# Task statement
Pick out every line in the data below that holds "with".
-- Start of Entries shown --
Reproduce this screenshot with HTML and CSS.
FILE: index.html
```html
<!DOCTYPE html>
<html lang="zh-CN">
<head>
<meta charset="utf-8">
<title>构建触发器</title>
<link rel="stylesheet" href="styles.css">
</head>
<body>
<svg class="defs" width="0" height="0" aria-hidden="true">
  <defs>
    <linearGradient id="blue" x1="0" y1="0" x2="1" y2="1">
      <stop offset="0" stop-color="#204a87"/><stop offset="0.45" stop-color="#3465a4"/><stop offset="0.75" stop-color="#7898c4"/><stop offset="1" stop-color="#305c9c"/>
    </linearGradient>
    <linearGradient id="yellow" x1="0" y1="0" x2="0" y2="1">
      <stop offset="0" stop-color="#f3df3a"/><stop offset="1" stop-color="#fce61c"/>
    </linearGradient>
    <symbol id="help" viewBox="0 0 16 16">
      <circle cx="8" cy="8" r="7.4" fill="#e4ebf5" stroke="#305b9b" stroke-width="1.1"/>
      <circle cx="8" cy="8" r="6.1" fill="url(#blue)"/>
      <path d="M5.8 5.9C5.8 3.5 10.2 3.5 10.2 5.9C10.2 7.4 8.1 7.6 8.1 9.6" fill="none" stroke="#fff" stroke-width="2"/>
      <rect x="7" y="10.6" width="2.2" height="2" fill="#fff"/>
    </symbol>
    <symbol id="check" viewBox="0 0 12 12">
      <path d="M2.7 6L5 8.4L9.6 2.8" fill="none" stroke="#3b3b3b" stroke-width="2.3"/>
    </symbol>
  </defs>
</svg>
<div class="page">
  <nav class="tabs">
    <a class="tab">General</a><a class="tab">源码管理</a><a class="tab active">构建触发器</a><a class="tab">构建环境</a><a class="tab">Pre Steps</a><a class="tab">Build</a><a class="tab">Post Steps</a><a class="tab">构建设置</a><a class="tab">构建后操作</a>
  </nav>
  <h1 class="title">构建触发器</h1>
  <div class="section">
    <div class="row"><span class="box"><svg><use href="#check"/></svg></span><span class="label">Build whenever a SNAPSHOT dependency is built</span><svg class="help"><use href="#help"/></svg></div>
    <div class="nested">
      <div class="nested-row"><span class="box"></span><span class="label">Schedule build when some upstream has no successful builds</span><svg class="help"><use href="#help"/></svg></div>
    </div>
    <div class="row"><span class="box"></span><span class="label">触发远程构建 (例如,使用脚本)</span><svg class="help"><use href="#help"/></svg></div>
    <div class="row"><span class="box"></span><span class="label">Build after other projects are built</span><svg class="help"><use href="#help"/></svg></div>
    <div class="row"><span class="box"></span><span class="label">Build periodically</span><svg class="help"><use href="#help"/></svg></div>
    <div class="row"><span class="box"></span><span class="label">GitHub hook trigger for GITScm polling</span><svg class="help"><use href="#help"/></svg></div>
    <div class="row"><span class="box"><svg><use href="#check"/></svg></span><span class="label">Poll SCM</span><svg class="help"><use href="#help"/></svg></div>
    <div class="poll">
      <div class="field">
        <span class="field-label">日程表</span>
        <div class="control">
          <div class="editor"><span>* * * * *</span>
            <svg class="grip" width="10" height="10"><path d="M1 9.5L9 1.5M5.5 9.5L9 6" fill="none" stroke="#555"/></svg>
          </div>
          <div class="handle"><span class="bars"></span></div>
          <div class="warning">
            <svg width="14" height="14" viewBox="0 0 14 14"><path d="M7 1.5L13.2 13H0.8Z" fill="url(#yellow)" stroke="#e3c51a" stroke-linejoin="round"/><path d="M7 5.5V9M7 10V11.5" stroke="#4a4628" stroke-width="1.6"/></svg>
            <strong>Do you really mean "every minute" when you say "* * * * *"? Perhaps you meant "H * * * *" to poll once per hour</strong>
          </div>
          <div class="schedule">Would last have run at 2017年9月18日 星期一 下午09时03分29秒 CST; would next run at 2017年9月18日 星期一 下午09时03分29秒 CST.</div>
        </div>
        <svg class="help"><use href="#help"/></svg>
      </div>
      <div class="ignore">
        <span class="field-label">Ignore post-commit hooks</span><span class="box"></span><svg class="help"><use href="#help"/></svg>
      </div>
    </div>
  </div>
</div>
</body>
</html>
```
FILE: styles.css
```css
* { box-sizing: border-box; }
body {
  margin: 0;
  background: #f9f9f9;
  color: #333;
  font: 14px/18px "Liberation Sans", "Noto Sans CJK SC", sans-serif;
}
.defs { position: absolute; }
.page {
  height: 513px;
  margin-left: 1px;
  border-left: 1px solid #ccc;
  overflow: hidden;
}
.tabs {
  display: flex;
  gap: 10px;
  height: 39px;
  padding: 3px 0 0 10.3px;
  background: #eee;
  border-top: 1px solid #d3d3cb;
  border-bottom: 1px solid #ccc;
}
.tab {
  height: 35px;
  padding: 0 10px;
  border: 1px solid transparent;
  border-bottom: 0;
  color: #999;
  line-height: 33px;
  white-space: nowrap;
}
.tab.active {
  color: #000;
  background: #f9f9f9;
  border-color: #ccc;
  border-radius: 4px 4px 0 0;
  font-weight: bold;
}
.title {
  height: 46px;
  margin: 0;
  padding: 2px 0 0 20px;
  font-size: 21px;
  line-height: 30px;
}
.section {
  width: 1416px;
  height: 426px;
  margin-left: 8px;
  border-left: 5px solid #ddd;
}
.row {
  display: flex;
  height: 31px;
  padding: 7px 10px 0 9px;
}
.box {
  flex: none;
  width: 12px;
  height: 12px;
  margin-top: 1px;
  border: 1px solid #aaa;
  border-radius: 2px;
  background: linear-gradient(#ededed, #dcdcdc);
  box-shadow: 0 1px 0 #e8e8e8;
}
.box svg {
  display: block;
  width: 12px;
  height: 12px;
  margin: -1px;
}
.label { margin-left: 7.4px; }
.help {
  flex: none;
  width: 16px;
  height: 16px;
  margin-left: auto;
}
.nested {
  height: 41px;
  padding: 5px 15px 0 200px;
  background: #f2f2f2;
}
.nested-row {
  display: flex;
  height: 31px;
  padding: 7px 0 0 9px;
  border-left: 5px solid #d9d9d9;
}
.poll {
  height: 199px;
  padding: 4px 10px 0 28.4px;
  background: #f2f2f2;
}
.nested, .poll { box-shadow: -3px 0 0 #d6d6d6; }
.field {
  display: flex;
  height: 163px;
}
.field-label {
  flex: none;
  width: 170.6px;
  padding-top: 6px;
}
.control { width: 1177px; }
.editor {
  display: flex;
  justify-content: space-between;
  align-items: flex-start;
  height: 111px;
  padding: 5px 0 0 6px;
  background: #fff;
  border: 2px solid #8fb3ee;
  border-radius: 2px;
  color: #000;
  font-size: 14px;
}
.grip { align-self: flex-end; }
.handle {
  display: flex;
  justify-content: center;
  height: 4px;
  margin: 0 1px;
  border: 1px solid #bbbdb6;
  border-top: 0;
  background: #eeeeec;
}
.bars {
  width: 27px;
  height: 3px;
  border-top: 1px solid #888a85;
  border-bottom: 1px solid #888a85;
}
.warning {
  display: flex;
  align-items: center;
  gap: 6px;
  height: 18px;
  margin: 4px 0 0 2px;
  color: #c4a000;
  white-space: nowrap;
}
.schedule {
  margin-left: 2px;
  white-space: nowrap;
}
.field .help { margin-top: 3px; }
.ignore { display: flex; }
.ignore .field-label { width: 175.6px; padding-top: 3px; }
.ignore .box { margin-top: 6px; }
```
-- End of Entries shown --
-- Start of Entries shown --
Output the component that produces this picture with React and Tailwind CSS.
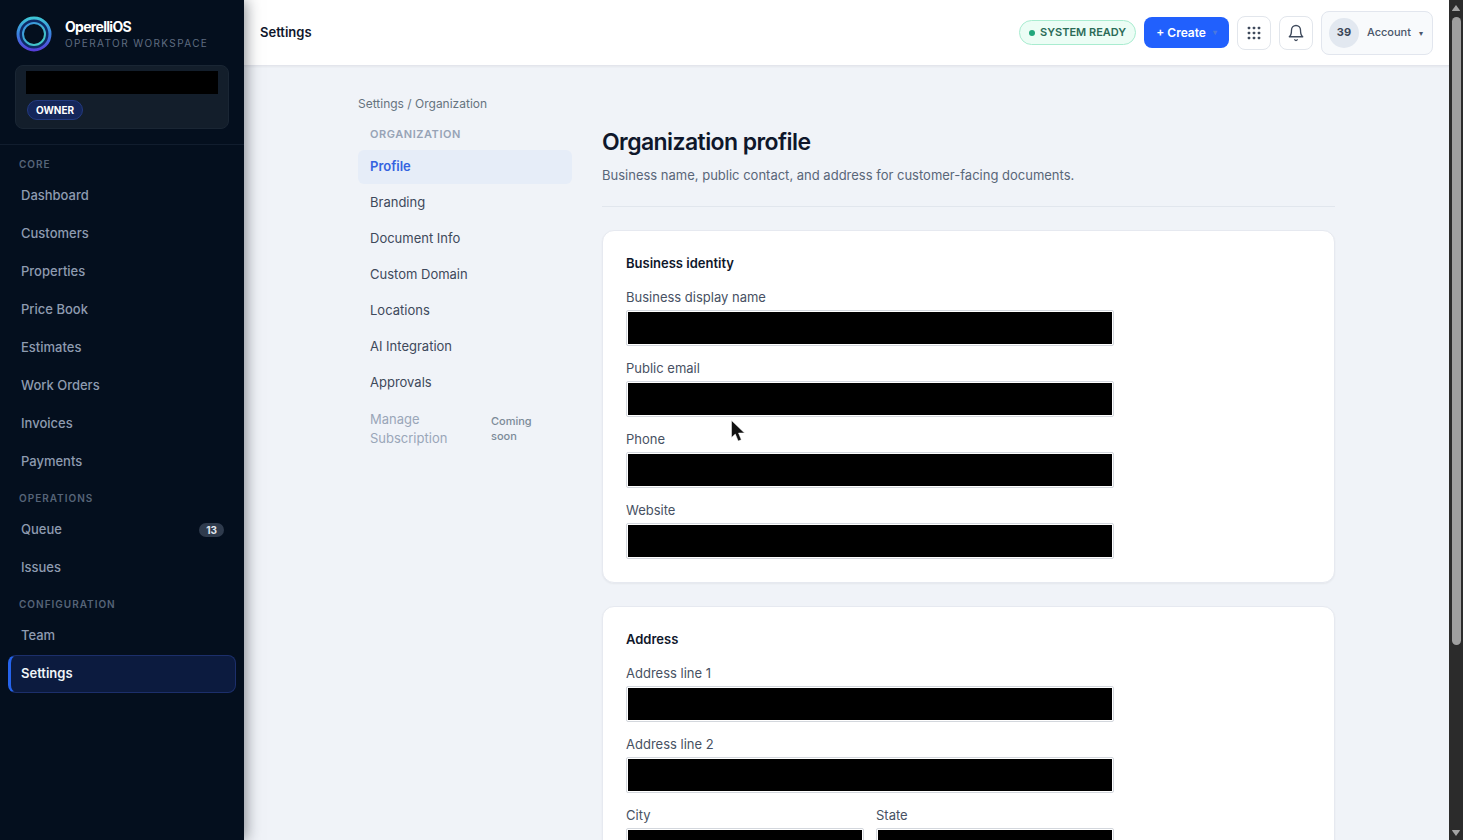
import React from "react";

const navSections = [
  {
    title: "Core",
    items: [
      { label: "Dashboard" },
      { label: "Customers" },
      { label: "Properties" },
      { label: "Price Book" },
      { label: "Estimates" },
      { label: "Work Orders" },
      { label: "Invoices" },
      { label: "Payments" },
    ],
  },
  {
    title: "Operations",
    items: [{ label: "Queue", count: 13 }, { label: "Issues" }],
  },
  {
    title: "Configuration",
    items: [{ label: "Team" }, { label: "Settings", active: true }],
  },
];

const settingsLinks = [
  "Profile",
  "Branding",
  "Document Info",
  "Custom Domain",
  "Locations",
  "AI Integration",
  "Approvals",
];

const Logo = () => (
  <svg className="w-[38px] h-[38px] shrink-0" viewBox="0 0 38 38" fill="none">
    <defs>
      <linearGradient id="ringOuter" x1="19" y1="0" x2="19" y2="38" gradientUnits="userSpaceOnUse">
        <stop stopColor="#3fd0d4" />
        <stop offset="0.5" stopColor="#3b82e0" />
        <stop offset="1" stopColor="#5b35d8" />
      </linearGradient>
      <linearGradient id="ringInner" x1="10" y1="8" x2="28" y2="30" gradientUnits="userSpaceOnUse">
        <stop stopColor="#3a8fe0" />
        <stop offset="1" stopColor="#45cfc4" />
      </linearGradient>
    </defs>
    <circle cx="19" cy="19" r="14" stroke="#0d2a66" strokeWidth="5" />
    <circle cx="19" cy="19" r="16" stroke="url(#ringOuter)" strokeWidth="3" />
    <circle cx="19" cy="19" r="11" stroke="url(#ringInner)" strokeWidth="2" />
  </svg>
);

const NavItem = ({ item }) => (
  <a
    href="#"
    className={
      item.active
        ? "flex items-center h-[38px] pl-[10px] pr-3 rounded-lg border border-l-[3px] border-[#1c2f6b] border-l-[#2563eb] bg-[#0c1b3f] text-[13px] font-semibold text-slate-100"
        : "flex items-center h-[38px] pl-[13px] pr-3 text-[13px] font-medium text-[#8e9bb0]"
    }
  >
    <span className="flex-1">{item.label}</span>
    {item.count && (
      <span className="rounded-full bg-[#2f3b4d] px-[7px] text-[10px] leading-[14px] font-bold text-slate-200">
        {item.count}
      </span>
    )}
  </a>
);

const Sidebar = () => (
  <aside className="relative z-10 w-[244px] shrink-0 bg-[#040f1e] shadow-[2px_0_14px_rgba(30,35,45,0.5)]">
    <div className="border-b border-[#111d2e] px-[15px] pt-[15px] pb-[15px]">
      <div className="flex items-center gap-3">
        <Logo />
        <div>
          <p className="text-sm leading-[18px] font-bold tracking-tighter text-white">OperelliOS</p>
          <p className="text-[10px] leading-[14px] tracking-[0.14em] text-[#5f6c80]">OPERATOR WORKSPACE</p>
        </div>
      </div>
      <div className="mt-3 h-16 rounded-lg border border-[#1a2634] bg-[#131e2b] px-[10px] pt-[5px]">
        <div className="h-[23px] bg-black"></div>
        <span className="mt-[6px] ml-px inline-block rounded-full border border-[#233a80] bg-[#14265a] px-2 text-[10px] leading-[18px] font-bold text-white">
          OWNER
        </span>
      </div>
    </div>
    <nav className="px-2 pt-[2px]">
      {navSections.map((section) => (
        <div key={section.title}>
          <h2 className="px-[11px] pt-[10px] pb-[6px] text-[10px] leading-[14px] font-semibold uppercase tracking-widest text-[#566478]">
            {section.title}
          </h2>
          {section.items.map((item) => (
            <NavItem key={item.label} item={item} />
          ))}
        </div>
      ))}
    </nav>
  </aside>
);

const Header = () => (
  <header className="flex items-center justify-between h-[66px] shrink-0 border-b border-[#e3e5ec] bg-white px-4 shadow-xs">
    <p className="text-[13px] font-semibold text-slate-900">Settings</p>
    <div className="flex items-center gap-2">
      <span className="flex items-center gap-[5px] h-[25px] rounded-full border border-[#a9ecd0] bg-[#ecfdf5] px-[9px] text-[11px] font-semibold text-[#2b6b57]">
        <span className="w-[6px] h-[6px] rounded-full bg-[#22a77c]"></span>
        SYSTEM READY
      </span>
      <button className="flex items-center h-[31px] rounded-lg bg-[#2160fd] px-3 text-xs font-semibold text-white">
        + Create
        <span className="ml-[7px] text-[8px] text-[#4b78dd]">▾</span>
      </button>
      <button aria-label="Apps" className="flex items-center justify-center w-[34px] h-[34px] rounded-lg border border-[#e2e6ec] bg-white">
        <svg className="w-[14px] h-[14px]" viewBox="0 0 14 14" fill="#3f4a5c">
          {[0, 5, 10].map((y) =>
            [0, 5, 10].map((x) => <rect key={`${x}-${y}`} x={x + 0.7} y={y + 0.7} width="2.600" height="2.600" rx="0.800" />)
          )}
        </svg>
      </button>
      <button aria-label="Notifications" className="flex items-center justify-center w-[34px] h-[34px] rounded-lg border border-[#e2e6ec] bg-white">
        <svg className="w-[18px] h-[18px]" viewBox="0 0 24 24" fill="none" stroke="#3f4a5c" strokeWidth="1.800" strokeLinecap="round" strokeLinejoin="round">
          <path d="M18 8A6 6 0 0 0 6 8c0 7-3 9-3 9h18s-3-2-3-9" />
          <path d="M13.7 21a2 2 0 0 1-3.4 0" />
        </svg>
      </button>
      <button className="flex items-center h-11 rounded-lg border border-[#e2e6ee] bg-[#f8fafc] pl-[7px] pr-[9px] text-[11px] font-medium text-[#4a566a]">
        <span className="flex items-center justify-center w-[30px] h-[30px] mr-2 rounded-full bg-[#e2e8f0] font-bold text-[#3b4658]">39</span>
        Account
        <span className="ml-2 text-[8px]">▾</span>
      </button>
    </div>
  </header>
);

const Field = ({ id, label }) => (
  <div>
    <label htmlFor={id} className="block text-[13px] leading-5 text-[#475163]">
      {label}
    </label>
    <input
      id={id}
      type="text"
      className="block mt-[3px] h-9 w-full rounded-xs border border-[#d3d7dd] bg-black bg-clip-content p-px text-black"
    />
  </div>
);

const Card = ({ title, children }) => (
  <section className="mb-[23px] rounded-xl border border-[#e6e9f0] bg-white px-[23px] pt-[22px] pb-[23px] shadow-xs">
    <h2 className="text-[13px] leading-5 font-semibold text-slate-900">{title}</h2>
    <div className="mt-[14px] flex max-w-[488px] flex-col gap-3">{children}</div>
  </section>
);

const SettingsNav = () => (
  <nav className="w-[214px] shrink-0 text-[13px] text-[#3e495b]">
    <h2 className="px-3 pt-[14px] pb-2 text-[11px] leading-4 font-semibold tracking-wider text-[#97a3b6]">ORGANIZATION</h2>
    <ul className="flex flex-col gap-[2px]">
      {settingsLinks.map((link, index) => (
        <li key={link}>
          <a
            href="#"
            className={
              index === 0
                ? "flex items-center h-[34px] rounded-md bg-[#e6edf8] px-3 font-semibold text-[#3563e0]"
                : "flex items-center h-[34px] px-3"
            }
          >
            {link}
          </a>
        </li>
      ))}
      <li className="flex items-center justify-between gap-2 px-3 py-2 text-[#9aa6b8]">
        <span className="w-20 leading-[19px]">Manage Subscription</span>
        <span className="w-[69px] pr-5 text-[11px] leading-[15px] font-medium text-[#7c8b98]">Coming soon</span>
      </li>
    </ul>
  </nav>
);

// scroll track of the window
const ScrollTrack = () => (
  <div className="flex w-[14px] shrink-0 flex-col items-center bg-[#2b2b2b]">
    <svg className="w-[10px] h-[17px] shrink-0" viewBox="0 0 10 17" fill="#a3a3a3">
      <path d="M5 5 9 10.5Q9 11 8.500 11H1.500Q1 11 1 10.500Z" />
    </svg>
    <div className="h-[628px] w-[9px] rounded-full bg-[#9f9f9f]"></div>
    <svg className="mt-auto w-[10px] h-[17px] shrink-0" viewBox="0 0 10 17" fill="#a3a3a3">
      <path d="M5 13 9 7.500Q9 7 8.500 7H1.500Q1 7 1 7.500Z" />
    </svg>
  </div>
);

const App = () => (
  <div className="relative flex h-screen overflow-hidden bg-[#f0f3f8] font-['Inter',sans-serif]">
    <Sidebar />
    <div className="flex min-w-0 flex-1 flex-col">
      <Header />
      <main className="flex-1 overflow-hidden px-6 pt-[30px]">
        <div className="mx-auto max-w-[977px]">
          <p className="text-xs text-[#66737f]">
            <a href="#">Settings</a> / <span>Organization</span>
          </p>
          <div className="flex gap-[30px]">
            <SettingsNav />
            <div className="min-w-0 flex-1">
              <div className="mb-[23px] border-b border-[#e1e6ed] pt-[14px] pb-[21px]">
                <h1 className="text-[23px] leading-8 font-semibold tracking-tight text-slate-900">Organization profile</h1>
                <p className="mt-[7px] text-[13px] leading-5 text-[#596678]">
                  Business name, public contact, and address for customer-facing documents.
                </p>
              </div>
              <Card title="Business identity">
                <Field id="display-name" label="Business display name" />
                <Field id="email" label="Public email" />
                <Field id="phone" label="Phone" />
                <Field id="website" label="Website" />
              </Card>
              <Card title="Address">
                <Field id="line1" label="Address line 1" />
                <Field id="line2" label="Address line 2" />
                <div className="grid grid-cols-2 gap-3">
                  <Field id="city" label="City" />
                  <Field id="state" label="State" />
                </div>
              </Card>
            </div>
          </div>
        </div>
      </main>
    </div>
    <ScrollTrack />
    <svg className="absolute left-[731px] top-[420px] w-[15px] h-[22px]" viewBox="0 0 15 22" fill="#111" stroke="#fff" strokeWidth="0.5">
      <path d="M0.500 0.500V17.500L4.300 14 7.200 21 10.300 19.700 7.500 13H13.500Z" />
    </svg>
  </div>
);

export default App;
-- End of Entries shown --
# Solution
Reproduce this screenshot with HTML and CSS.
Output the component that produces this picture with React and Tailwind CSS.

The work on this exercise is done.